Staff photo Kris Snibbe/Harvard News Office

‘Speed limit’ found on rate of evolution

Genomes of various organisms lose stability with more than 6 mutations per generation

October 4, 2007

By Grace Tiao
FAS Communications

Harvard University scientists have identified a virtual “speed limit” on the rate of molecular evolution in organisms, and the magic number appears to be six mutations per genome per generation — a rate of change beyond which species run the strong risk of extinction as their genomes lose stability.

By modeling the stability of proteins required for an organism’s survival, Eugene Shakhnovich and his colleagues have discovered this essential thermodynamic limit on a species’ rate of evolution. Their discovery, published this week in the Proceedings of the National Academy of Sciences, draws a crucial connection between the physical properties of genetic material and the survival fitness of an entire organism.

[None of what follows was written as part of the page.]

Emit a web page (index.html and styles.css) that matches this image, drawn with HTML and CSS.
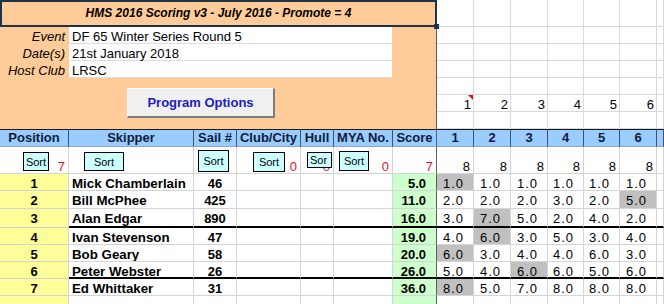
FILE: index.html
```html
<!DOCTYPE html>
<html lang="en">
<head>
    <meta charset="UTF-8">
    <meta name="viewport" content="width=device-width, initial-scale=1.0">
    <title>HMS 2016 Scoring</title>
    <link rel="stylesheet" href="styles.css">
</head>
<body>

    <div class="top">
        <div class="panel">
            <div class="title">HMS 2016 Scoring v3 - July 2016 - Promote = 4</div>
            <div class="info">
                <div class="label">Event</div><div class="value">DF 65 Winter Series Round 5</div>
                <div class="label">Date(s)</div><div class="value">21st January 2018</div>
                <div class="label">Host Club</div><div class="value">LRSC</div>
            </div>
            <button class="options">Program Options</button>
        </div>

        <div class="blank">
            <div></div><div></div><div></div><div></div><div></div><div></div><div></div>
            <div></div><div></div><div></div><div></div><div></div><div></div><div></div>
            <div></div><div></div><div></div><div></div><div></div><div></div><div></div>
            <div></div><div></div><div></div><div></div><div></div><div></div><div></div>
            <div></div><div></div><div></div><div></div><div></div><div></div><div></div>
            <div class="num note">1</div><div class="num">2</div><div class="num">3</div><div class="num">4</div><div class="num">5</div><div class="num">6</div><div></div>
            <div></div><div></div><div></div><div></div><div></div><div></div><div></div>
        </div>
    </div>

    <div class="row head">
        <div>Position</div><div>Skipper</div><div>Sail #</div><div>Club/City</div><div>Hull</div><div>MYA No.</div><div>Score</div>
        <div>1</div><div>2</div><div>3</div><div>4</div><div>5</div><div>6</div><div></div>
    </div>

    <div class="row sorts">
        <div><button class="sort s-pos">Sort</button><span class="count">7</span></div>
        <div><button class="sort s-skip">Sort</button></div>
        <div><button class="sort s-sail">Sort</button></div>
        <div><button class="sort s-club">Sort</button><span class="count">0</span></div>
        <div><button class="sort s-hull"><span>Sort</span></button><span class="count">0</span></div>
        <div><button class="sort s-mya">Sort</button><span class="count">0</span></div>
        <div><span class="count">7</span></div>
        <div>8</div><div>8</div><div>8</div><div>8</div><div>8</div><div>8</div><div></div>
    </div>

    <div class="row data">
        <div class="pos">1</div><div class="name">Mick Chamberlain</div><div class="sail">46</div><div></div><div></div><div></div><div class="score">5.0</div>
        <div class="r drop">1.0</div><div class="r">1.0</div><div class="r">1.0</div><div class="r">1.0</div><div class="r">1.0</div><div class="r">1.0</div><div></div>
    </div>
    <div class="row data tall">
        <div class="pos">2</div><div class="name">Bill McPhee</div><div class="sail">425</div><div></div><div></div><div></div><div class="score">11.0</div>
        <div class="r">2.0</div><div class="r">2.0</div><div class="r">2.0</div><div class="r">3.0</div><div class="r">2.0</div><div class="r drop">5.0</div><div></div>
    </div>
    <div class="row data split first">
        <div class="pos">3</div><div class="name">Alan Edgar</div><div class="sail">890</div><div></div><div></div><div></div><div class="score">16.0</div>
        <div class="r">3.0</div><div class="r drop">7.0</div><div class="r">5.0</div><div class="r">2.0</div><div class="r">4.0</div><div class="r">2.0</div><div></div>
    </div>
    <div class="row data">
        <div class="pos">4</div><div class="name">Ivan&nbsp;Stevenson</div><div class="sail">47</div><div></div><div></div><div></div><div class="score">19.0</div>
        <div class="r">4.0</div><div class="r drop">6.0</div><div class="r">3.0</div><div class="r">5.0</div><div class="r">3.0</div><div class="r">4.0</div><div></div>
    </div>
    <div class="row data">
        <div class="pos">5</div><div class="name">Bob Geary</div><div class="sail">58</div><div></div><div></div><div></div><div class="score">20.0</div>
        <div class="r drop">6.0</div><div class="r">3.0</div><div class="r">4.0</div><div class="r">4.0</div><div class="r">6.0</div><div class="r">3.0</div><div></div>
    </div>
    <div class="row data split">
        <div class="pos">6</div><div class="name">Peter Webster</div><div class="sail">26</div><div></div><div></div><div></div><div class="score">26.0</div>
        <div class="r">5.0</div><div class="r">4.0</div><div class="r drop">6.0</div><div class="r">6.0</div><div class="r">5.0</div><div class="r">6.0</div><div></div>
    </div>
    <div class="row data">
        <div class="pos">7</div><div class="name">Ed Whittaker</div><div class="sail">31</div><div></div><div></div><div></div><div class="score">36.0</div>
        <div class="r drop">8.0</div><div class="r">5.0</div><div class="r">7.0</div><div class="r">8.0</div><div class="r">8.0</div><div class="r">8.0</div><div></div>
    </div>
    <div class="row data tail">
        <div class="pos"></div><div></div><div></div><div></div><div></div><div></div><div class="score"></div>
        <div></div><div></div><div></div><div></div><div></div><div></div><div></div>
    </div>

</body>
</html>
```

FILE: styles.css
```css
body
{
    margin: 0;
    width: 664px;
    height: 304px;
    overflow: hidden;
    background-color: white;
    color: black;
    font-family: "Liberation Sans", Arial, sans-serif;
    font-size: 13px;
}

/* ---- top block: orange panel + empty sheet cells ---- */

.top
{
    display: grid;
    grid-template-columns: 437px 227px;
    height: 129px;
}

.panel
{
    background-color: #ffcc99;
    border-right: 1px solid #5c5c5c;
}

.title
{
    position: relative;
    height: 27px;
    margin-right: -1px;
    box-sizing: border-box;
    border: 2px solid #1f3346;
    text-align: center;
    font-size: 12px;
    font-weight: bold;
    font-style: italic;
    line-height: 23px;
}
.title::after
{
    content: "";
    position: absolute;
    right: -4px;
    bottom: -4px;
    width: 5px;
    height: 5px;
    background-color: #1f3346;
}

.info
{
    display: grid;
    grid-template-columns: 69px 323px;
    grid-auto-rows: 17px;
}
.label
{
    font-style: italic;
    text-align: right;
    padding: 3px 4px 0 0;
    line-height: 14px;
}
.value
{
    background-color: white;
    padding: 3px 0 0 3px;
    line-height: 14px;
    border-bottom: 1px solid #dedede;
}

.options
{
    display: block;
    width: 148px;
    height: 30px;
    margin: 10px 0 0 127px;
    padding: 0;
    box-sizing: border-box;
    background-color: #f0f0f0;
    border: 1px solid #fbfbfb;
    border-right: 2px solid #7c7c7c;
    border-bottom: 2px solid #7c7c7c;
    color: #1c1cc6;
    font-family: "Liberation Sans", Arial, sans-serif;
    font-size: 13px;
    font-weight: bold;
}

.blank
{
    display: grid;
    grid-template-columns: 37px 37px 37px 36px 36px 37px 7px;
    grid-template-rows: 27px repeat(6, 17px);
}
.blank > div
{
    border-right: 1px solid #d9d9d9;
    border-bottom: 1px solid #d9d9d9;
}
.num
{
    position: relative;
    text-align: right;
    padding: 3px 2px 0 0;
    line-height: 14px;
}
.note::after
{
    content: "";
    position: absolute;
    top: 0;
    right: 0;
    border-left: 5px solid transparent;
    border-top: 5px solid #e01010;
}

/* ---- sheet rows ---- */

.row
{
    display: grid;
    grid-template-columns: 69px 125px 43px 64px 33px 59px 44px 37px 37px 37px 36px 36px 37px 7px;
}
.row > div
{
    box-sizing: border-box;
    border-right: 1px solid #d4d4d4;
    border-bottom: 1px solid #d4d4d4;
    white-space: nowrap;
    overflow: hidden;
}
.row > div:nth-child(7)
{
    border-right-color: #5e5e5e;
}

.head
{
    height: 18px;
}
.head > div
{
    background-color: #99ccff;
    border-top: 1px solid #1a1a1a;
    border-right-color: #41506c;
    border-bottom-color: #8aa6c4;
    color: #111a3c;
    text-align: center;
    font-weight: bold;
    line-height: 16px;
}

.sorts
{
    height: 27px;
}
.sorts > div
{
    position: relative;
    text-align: right;
    padding: 13px 3px 0 0;
    line-height: 14px;
}
.count
{
    color: #e3141e;
}

.sort
{
    position: absolute;
    top: 5px;
    height: 19px;
    padding: 0;
    box-sizing: border-box;
    background-color: #ccffff;
    border: 1px solid black;
    color: black;
    font-family: "Liberation Sans", Arial, sans-serif;
    font-size: 11px;
}
.s-pos  { left: 23px; width: 26px; }
.s-skip { left: 15px; width: 40px; }
.s-sail { left: 4px; top: 3px; width: 31px; height: 22px; }
.s-club { left: 16px; width: 32px; height: 20px; }
.s-hull { left: 6px; width: 25px; height: 16px; text-align: left; padding-left: 2px; }
.s-hull span
{
    display: block;
    width: 17px;
    overflow: hidden;
}
.s-mya  { left: 5px; top: 4px; width: 30px; height: 20px; }

.data
{
    height: 17px;
}
.data.tall
{
    height: 18px;
}
.data > div
{
    padding-top: 3px;
    line-height: 14px;
}
.split.first
{
    height: 19px;
}
.split > div:not(.pos)
{
    border-bottom: 2px solid black;
}
.tail
{
    height: 12px;
}

.pos
{
    background-color: #ffff99;
    text-align: center;
    font-weight: bold;
}
.name
{
    padding-left: 3px;
    font-weight: bold;
    font-size: 13.3px;
}
.sail
{
    text-align: center;
    font-weight: bold;
}
.score
{
    background-color: #ccffcc;
    text-align: right;
    padding-right: 10px;
    font-weight: bold;
}
.r
{
    text-align: right;
    padding-right: 9px;
    letter-spacing: 1px;
}
.drop
{
    background-color: #c0c0c0;
}
```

“While mathematical genetics research has brought about some remarkable discoveries over the years, these approaches always failed to connect the dots between the reproductive fitness of organisms and the molecular properties of the proteins encoded by their genomes,” says Shakhnovich, professor of chemistry and chemical biology in Harvard’s Faculty of Arts and Sciences. “We’ve made an important step toward finally bridging the gap between macroscopic and microscopic biology.”